The court found that Singer did satisfy the requirements of working full-time and at least 120 days within a school year for the first seven years, but he did not satisfy the requirement of being a “regular” employee. In the absence of a statutory definition of “regular,” the court turned to Black’s Law Dictionary to find the definition “steady or uniform in course, practice, or occurrence; not subject to unexplained or irrational variation.” The court examined Singer’s employment and found that it was not regular in terms of days of service, hours, and school-building assignments. Additionally, Singer worked anywhere from four to ten days in a pay period, and during many pay periods he worked even fewer than four days.

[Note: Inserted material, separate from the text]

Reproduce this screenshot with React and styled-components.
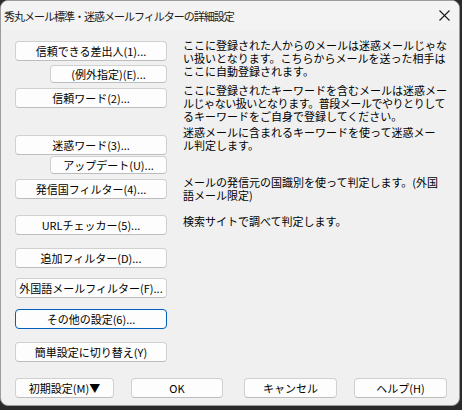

Additional facts leading to the court’s decision include that Singer had no regular location assignment but worked routinely in any of the district’s four buildings – sometimes in more than one building in the same day, and other times in the same building on a daily basis. Furthermore, Singer was able to turn down opportunities to substitute, and at times he did so.

In consideration of these facts, the court issued a 6-1 decision holding that “we cannot conclude that Singer’s employment was in any meaningful way ‘regular.’”

State ex rel. Singer v. Fairland Local School Dist. Bd. of Edn., Slip Opinion No. 2017-Ohio-8368.